Sean Emerson lives in one such area:

A reason I’ve heard people in my neighborhood (Woodmoor in Four Corners) use for opposing sidewalks was the preservation of the “rural” feel of the neighborhood.  My neighborhood and several others nearby were once anchored by Indian Springs Country Club, so you can imagine that the clientele originally buying homes around here were doing so to escape the city and its associated “urban” infrastructure like curbs and sidewalks.

The streets in my neighborhood close to University Boulevard and Colesville Road were built in the mid-1930’s with no sidewalks or curbs (these streets comprised the original development anchored by the country club).  When the county installed curbs about 10 years ago, sone people complained that the curbs changed the “character” of those streets, and several think that sidewalks would make it worse.  There are many 1930’s era neighborhoods in and around Silver Spring which still lack curbs of any kind, much less sidewalks (Hillandale, North Hills of Sligo, and parts of Woodside come to mind).

Retaining a “country” or “rural” feel might not sound like a compelling reason to prevent the installation of sidewalks to most, but it is for some.

So does Nick Keenan:

My neighborhood, Palisades, had a protracted debate about adding sidewalks on a neighborhood street, University Terrace. Ultimately they were not put in.

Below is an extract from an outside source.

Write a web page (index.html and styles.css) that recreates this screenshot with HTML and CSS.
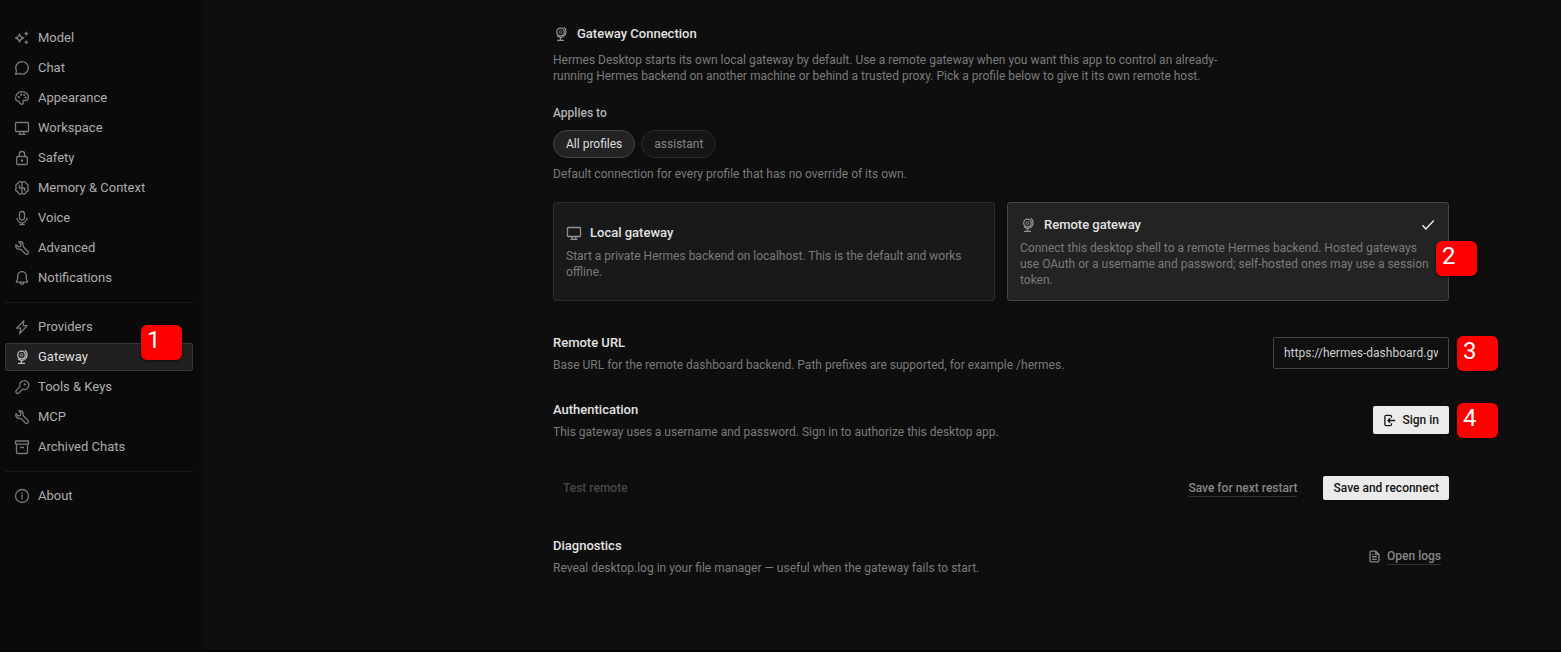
FILE: index.html
```
<!DOCTYPE html>
<html lang="en">
<head>
<meta charset="utf-8">
<meta name="viewport" content="width=device-width, initial-scale=1">
<title>Settings – Gateway</title>
<link rel="stylesheet" href="styles.css">
</head>
<body>
<svg class="sprite" aria-hidden="true">
  <symbol id="i-sparkle" viewBox="0 0 16 16"><path d="M5.600 4c.5 2.700 1.300 3.500 4 4-2.700.5-3.500 1.300-4 4-.5-2.700-1.300-3.500-4-4 2.700-.5 3.500-1.300 4-4z"/><path class="solid" d="M12.300 1c.5 1.800 1 2.300 2.600 2.700-1.600.4-2.100.9-2.600 2.700-.5-1.800-1-2.300-2.600-2.700 1.600-.4 2.100-.9 2.600-2.700zM12.300 9.600c.5 1.800 1 2.300 2.600 2.700-1.600.4-2.100.9-2.600 2.700-.5-1.800-1-2.300-2.600-2.700 1.600-.4 2.100-.9 2.600-2.700z"/></symbol>
  <symbol id="i-chat" viewBox="0 0 16 16"><path d="M8.200 1.700a6.200 6.200 0 1 1-2.900 11.700L1.600 14.300l.9-3.500A6.200 6.200 0 0 1 8.200 1.700z"/></symbol>
  <symbol id="i-palette" viewBox="0 0 16 16"><path d="M1.700 9.300C1 5 4 1.600 8 1.600c3.700 0 6.500 2.600 6.500 6 0 2.600-2.200 3.300-3.900 2.700-1.300-.4-2 .2-1.500 1.300.6 1.600-.3 2.900-1.900 2.600-1.400-.3-1.600-1.800-2.300-2.800-.8-1-2.800-.2-3.200-2.100z"/><circle class="solid" cx="4.800" cy="7.200" r="1.100"/><circle class="solid" cx="7.200" cy="4.700" r="1.100"/><circle class="solid" cx="10.300" cy="5" r="1.100"/><circle class="solid" cx="11.700" cy="7.700" r="1.100"/></symbol>
  <symbol id="i-screen" viewBox="0 0 16 16"><rect x="1.500" y="2.500" width="13" height="9" rx=".8"/><path d="M6.200 11.500v2.800M9.800 11.500v2.800M4.500 14.300h7"/></symbol>
  <symbol id="i-lock" viewBox="0 0 16 16"><rect x="2.700" y="6.500" width="10.600" height="8" rx="1.200"/><path d="M5.300 6.500V4.200a2.700 2.700 0 0 1 5.400 0v2.300"/><circle class="solid" cx="8" cy="10.500" r="1.200"/></symbol>
  <symbol id="i-brain" viewBox="0 0 16 16"><path d="M8 3.300C7.600 1 4.200 1.200 4 3.700 1.800 3.800 1.200 6 2.300 7.700c-1.200 1.500-.7 3.800 1.600 4.100.4 2.700 3.600 3.100 4.100.8zM8 3.300c.4-2.300 3.800-2.100 4 .4 2.200.1 2.800 2.300 1.700 4 1.200 1.500.7 3.800-1.600 4.100-.4 2.700-3.600 3.100-4.100.8M5.200 8h5.600M5.400 5.300V8M10.600 8v3"/></symbol>
  <symbol id="i-mic" viewBox="0 0 16 16"><rect x="5.500" y="1.500" width="5" height="8.500" rx="2.500"/><path d="M3 7.800a5 5 0 0 0 10 0M8 12.800v2M5.300 14.500h5.400"/></symbol>
  <symbol id="i-wrench" viewBox="0 0 16 16"><path d="M4.800 1.800 7 4 6.500 6.300 4.200 6.800 2 4.600C.9 7.400 3.500 10 6.500 9.100l5 4.900c1.700 1.300 3.900-.8 2.500-2.500L9.100 6.500C10 3.500 7.600.9 4.800 1.800z"/></symbol>
  <symbol id="i-bell" viewBox="0 0 16 16"><path d="M8 1.700c-2.500 0-4.300 1.900-4.300 4.300v3l-1.400 3.100h11.400L12.300 9V6c0-2.400-1.800-4.300-4.300-4.300zM6.200 12.300a1.800 1.900 0 0 0 3.600 0"/></symbol>
  <symbol id="i-bolt" viewBox="0 0 16 16"><path d="M9.800 1.700 2.700 9.200h4l-1 5.300 7.600-7.900H9.200z"/></symbol>
  <symbol id="i-globe" viewBox="0 0 16 16"><circle cx="7.500" cy="6" r="3.800"/><circle class="faint" cx="7.500" cy="6" r="1.300"/><path d="M10.800 1.300c3.200 2.400 3 7.200-.3 9.200-2.200 1.200-4.800.8-6.500-.7M7.500 11.200v3.200M4 14.400h7"/></symbol>
  <symbol id="i-key" viewBox="0 0 16 16"><path d="M9.900 1.600a4.500 4.500 0 1 1-1.300 8.600L4.800 14c-1.500 1.300-3.800-.6-2.600-2.400l3.700-4A4.500 4.500 0 0 1 9.900 1.600z"/><circle class="solid" cx="10.700" cy="5.400" r="1.100"/></symbol>
  <symbol id="i-archive" viewBox="0 0 16 16"><rect x="1.500" y="2" width="13" height="3.200" rx=".5"/><path d="M2.500 5.200v8.300c0 .6.400 1 1 1h9c.6 0 1-.4 1-1V5.200M6 8.500h4"/></symbol>
  <symbol id="i-info" viewBox="0 0 16 16"><circle cx="8" cy="8" r="6.500"/><path d="M7 7.300h1v3.900M8 4.500v1.300"/></symbol>
  <symbol id="i-check" viewBox="0 0 16 16"><path d="m2.500 8.200 3.300 3.700 8-8.400"/></symbol>
  <symbol id="i-signin" viewBox="0 0 16 16"><path d="M10.500 4.500V3.300c0-1-.7-1.700-1.700-1.700H4c-1 0-1.700.7-1.700 1.700v9.400c0 1 .7 1.700 1.700 1.700h4.800c1 0 1.700-.7 1.700-1.700v-1.200M15 8H6.300M8.800 5.300 6.100 8l2.700 2.700"/></symbol>
  <symbol id="i-file" viewBox="0 0 16 16"><path d="M9.500 1.500H4c-.8 0-1.500.7-1.500 1.500v10c0 .8.700 1.500 1.500 1.500h8c.8 0 1.500-.7 1.500-1.500V5.500zM9.500 1.500v4h4M5.200 8.300h5.600M5.200 11.500h5.600M5.200 5.500h1.500"/></symbol>
</svg>

<div class="app">
  <nav class="sidebar" aria-label="Settings">
    <div class="nav-group">
      <button class="nav-item" type="button"><svg class="icon"><use href="#i-sparkle"/></svg>Model</button>
      <button class="nav-item" type="button"><svg class="icon"><use href="#i-chat"/></svg>Chat</button>
      <button class="nav-item" type="button"><svg class="icon"><use href="#i-palette"/></svg>Appearance</button>
      <button class="nav-item" type="button"><svg class="icon"><use href="#i-screen"/></svg>Workspace</button>
      <button class="nav-item" type="button"><svg class="icon"><use href="#i-lock"/></svg>Safety</button>
      <button class="nav-item" type="button"><svg class="icon"><use href="#i-brain"/></svg>Memory &amp; Context</button>
      <button class="nav-item" type="button"><svg class="icon"><use href="#i-mic"/></svg>Voice</button>
      <button class="nav-item" type="button"><svg class="icon"><use href="#i-wrench"/></svg>Advanced</button>
      <button class="nav-item" type="button"><svg class="icon"><use href="#i-bell"/></svg>Notifications</button>
    </div>
    <div class="nav-group">
      <button class="nav-item" type="button"><svg class="icon"><use href="#i-bolt"/></svg>Providers</button>
      <div class="marked">
        <button class="nav-item active" type="button" aria-current="page"><svg class="icon"><use href="#i-globe"/></svg>Gateway</button>
        <span class="marker marker-nav">1</span>
      </div>
      <button class="nav-item" type="button"><svg class="icon"><use href="#i-key"/></svg>Tools &amp; Keys</button>
      <button class="nav-item" type="button"><svg class="icon"><use href="#i-wrench"/></svg>MCP</button>
      <button class="nav-item" type="button"><svg class="icon"><use href="#i-archive"/></svg>Archived Chats</button>
    </div>
    <div class="nav-group">
      <button class="nav-item" type="button"><svg class="icon"><use href="#i-info"/></svg>About</button>
    </div>
  </nav>

  <main class="main">
    <div class="content">
      <header class="intro">
        <h1 class="title"><svg class="icon"><use href="#i-globe"/></svg>Gateway Connection</h1>
        <p class="desc intro-text">Hermes Desktop starts its own local gateway by default. Use a remote gateway when you want this app to control an already-running Hermes backend on another machine or behind a trusted proxy. Pick a profile below to give it its own remote host.</p>
      </header>

      <section class="applies">
        <h2 class="label">Applies to</h2>
        <div class="pills">
          <button class="pill selected" type="button" aria-pressed="true">All profiles</button>
          <button class="pill" type="button" aria-pressed="false">assistant</button>
        </div>
        <p class="desc">Default connection for every profile that has no override of its own.</p>
      </section>

      <section class="cards">
        <button class="card" type="button" aria-pressed="false">
          <span class="card-title"><svg class="icon"><use href="#i-screen"/></svg>Local gateway</span>
          <span class="desc">Start a private Hermes backend on localhost. This is the default and works offline.</span>
        </button>
        <div class="marked">
          <button class="card selected" type="button" aria-pressed="true">
            <span class="card-title"><svg class="icon"><use href="#i-globe"/></svg>Remote gateway<svg class="icon check"><use href="#i-check"/></svg></span>
            <span class="desc">Connect this desktop shell to a remote Hermes backend. Hosted gateways use OAuth or a username and password; self-hosted ones may use a session token.</span>
          </button>
          <span class="marker marker-card">2</span>
        </div>
      </section>

      <section class="row row-url">
        <div class="row-text">
          <label class="row-title" for="remote-url">Remote URL</label>
          <p class="desc">Base URL for the remote dashboard backend. Path prefixes are supported, for example /hermes.</p>
        </div>
        <div class="marked">
          <input class="field" id="remote-url" type="text" value="https://hermes-dashboard.gw.example">
          <span class="marker marker-url">3</span>
        </div>
      </section>

      <section class="row row-auth">
        <div class="row-text">
          <h2 class="row-title">Authentication</h2>
          <p class="desc">This gateway uses a username and password. Sign in to authorize this desktop app.</p>
        </div>
        <div class="marked">
          <button class="button large" type="button"><svg class="icon small"><use href="#i-signin"/></svg>Sign in</button>
          <span class="marker marker-auth">4</span>
        </div>
      </section>

      <div class="actions">
        <button class="ghost" type="button" disabled>Test remote</button>
        <button class="link" type="button"><span class="link-text">Save for next restart</span></button>
        <button class="button" type="button">Save and reconnect</button>
      </div>

      <section class="row row-logs">
        <div class="row-text">
          <h2 class="row-title">Diagnostics</h2>
          <p class="desc">Reveal desktop.log in your file manager — useful when the gateway fails to start.</p>
        </div>
        <button class="link logs" type="button"><svg class="icon small"><use href="#i-file"/></svg><span class="link-text">Open logs</span></button>
      </section>
    </div>
  </main>
</div>
</body>
</html>
```
FILE: styles.css
```
*, *::before, *::after { box-sizing: border-box; }

body {
  margin: 0;
  background: #0e0e0e;
  color: #e2e2e2;
  font-family: Roboto, "Noto Sans", sans-serif;
  font-size: 13px;
  line-height: 20px;
}

h1, h2, p { margin: 0; font-size: inherit; font-weight: inherit; }
button, input { font: inherit; color: inherit; margin: 0; }

.sprite { position: absolute; width: 0; height: 0; }

.icon {
  flex: none;
  width: 16px;
  height: 16px;
  fill: none;
  stroke: currentColor;
  stroke-width: 1.3;
  stroke-linejoin: round;
}
.icon.small { width: 13px; height: 13px; stroke-width: 1.6; }
.solid { fill: currentColor; stroke: none; }
.faint { opacity: 0.6; }

.app {
  display: flex;
  min-height: 100vh;
  border-bottom: 2px solid #050505;
}

/* Sidebar */
.sidebar {
  flex: none;
  width: 203px;
  padding: 24px 10px 24px 5px;
  background: #0a0a0a;
}
.nav-group { display: flex; flex-direction: column; gap: 2px; }
.nav-group + .nav-group {
  margin-top: 10px;
  padding-top: 10px;
  border-top: 1px solid #191919;
}
.nav-item {
  display: flex;
  align-items: center;
  gap: 8px;
  width: 100%;
  height: 28px;
  padding: 0 8px;
  border: 1px solid transparent;
  border-radius: 2px;
  background: none;
  color: #adadad;
  text-align: left;
}
.nav-item .icon { color: #7a7a7a; }
.nav-item.active { background: #202020; border-color: #363636; color: #dedede; }
.nav-item.active .icon { color: #bcbcbc; }

/* Numbered markers */
.marked { position: relative; display: flex; }
.marker {
  position: absolute;
  width: 41px;
  height: 35px;
  padding: 0 6px;
  border-radius: 6px;
  background: #ff0000;
  box-shadow: 0 1px 3px rgba(0, 0, 0, 0.6);
  color: #fff;
  font-size: 24px;
  line-height: 31px;
}
.marker-nav { top: -18px; right: 11px; }
.marker-card { top: 39px; right: -28px; }
.marker-url { top: -1px; left: calc(100% + 8px); }
.marker-auth { top: -3px; left: calc(100% + 8px); }

/* Content */
.main { flex: 1; min-width: 0; padding: 24px 112px; }
.content { max-width: 896px; margin-left: auto; }

.desc { display: block; color: #7a7a7a; font-size: 12px; line-height: 16px; font-weight: 400; }

.title { display: flex; align-items: center; gap: 8px; font-weight: 500; }
.title .icon, .card-title .icon { color: #929292; }
.intro-text { max-width: 680px; margin-top: 8px; }

.applies { margin-top: 19px; }
.label { color: #b4b4b4; font-size: 12px; font-weight: 500; }
.pills { display: flex; gap: 6px; margin: 7px 0 8px; }
.pill {
  height: 28px;
  padding: 0 12px;
  border: 1px solid #2a2a2a;
  border-radius: 14px;
  background: #151515;
  color: #848484;
  font-size: 12px;
}
.pill.selected { border-color: #444; background: #232323; color: #dcdcdc; }

.cards { display: grid; grid-template-columns: 1fr 1fr; gap: 12px; margin-top: 20px; }
.card {
  display: flex;
  flex-direction: column;
  justify-content: center;
  gap: 5px;
  width: 100%;
  padding: 12px;
  border: 1px solid #2c2c2c;
  border-radius: 3px;
  background: #191919;
  text-align: left;
}
.card.selected { border-color: #454545; background: #232323; }
.card-title { display: flex; align-items: center; gap: 8px; font-weight: 500; }
.card-title .check { margin-left: auto; color: #e6e6e6; stroke-width: 1.5; }

.row { display: flex; align-items: center; justify-content: space-between; gap: 24px; }
.row-title { display: block; font-weight: 500; }
.row-text .desc { margin-top: 4px; }
.row-url { margin-top: 32px; }
.row-auth { margin-top: 27px; }
.row-logs { margin-top: 36px; }

.field {
  width: 176px;
  height: 32px;
  padding: 0 10px;
  border: 1px solid #444;
  border-radius: 2px;
  background: #101010;
  color: #cfcfcf;
  font-size: 12px;
}

.actions { display: flex; align-items: center; margin-top: 36px; }
.button {
  display: flex;
  align-items: center;
  gap: 6px;
  height: 24px;
  padding: 0 10px;
  border: 0;
  border-radius: 2px;
  background: #ebebeb;
  color: #161616;
  font-size: 12px;
  font-weight: 500;
}
.button.large { height: 28px; }
.ghost {
  margin-right: auto;
  padding: 0 10px;
  border: 0;
  background: none;
  color: #464646;
  font-size: 12px;
  font-weight: 500;
}
.link {
  display: flex;
  align-items: center;
  gap: 6px;
  padding: 0;
  border: 0;
  background: none;
  color: #868686;
  font-size: 12px;
  font-weight: 500;
  line-height: 16px;
}
.link-text { border-bottom: 1px solid #303030; }
.actions .link { margin-right: 26px; }
.link.logs { margin-right: 8px; }
```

Some of the arguments were expected: there are people who never walk, who don’t see any utility to sidewalks. Landowners who would lose part of their front yard were predictably opposed. What surprised me was how many people expressed the viewpoint that sidewalks actually detract from a neighborhood. People even used the adjective “rural” to describe our neighborhood. I’m not sure they really knew what rural meant — Palisades certainly isn’t rural —  I think they were looking for a word that meant non-urban and that was the best they could come up with.

Like so many personal preferences, there’s no right or wrong, but there’s also very little room for persuasion.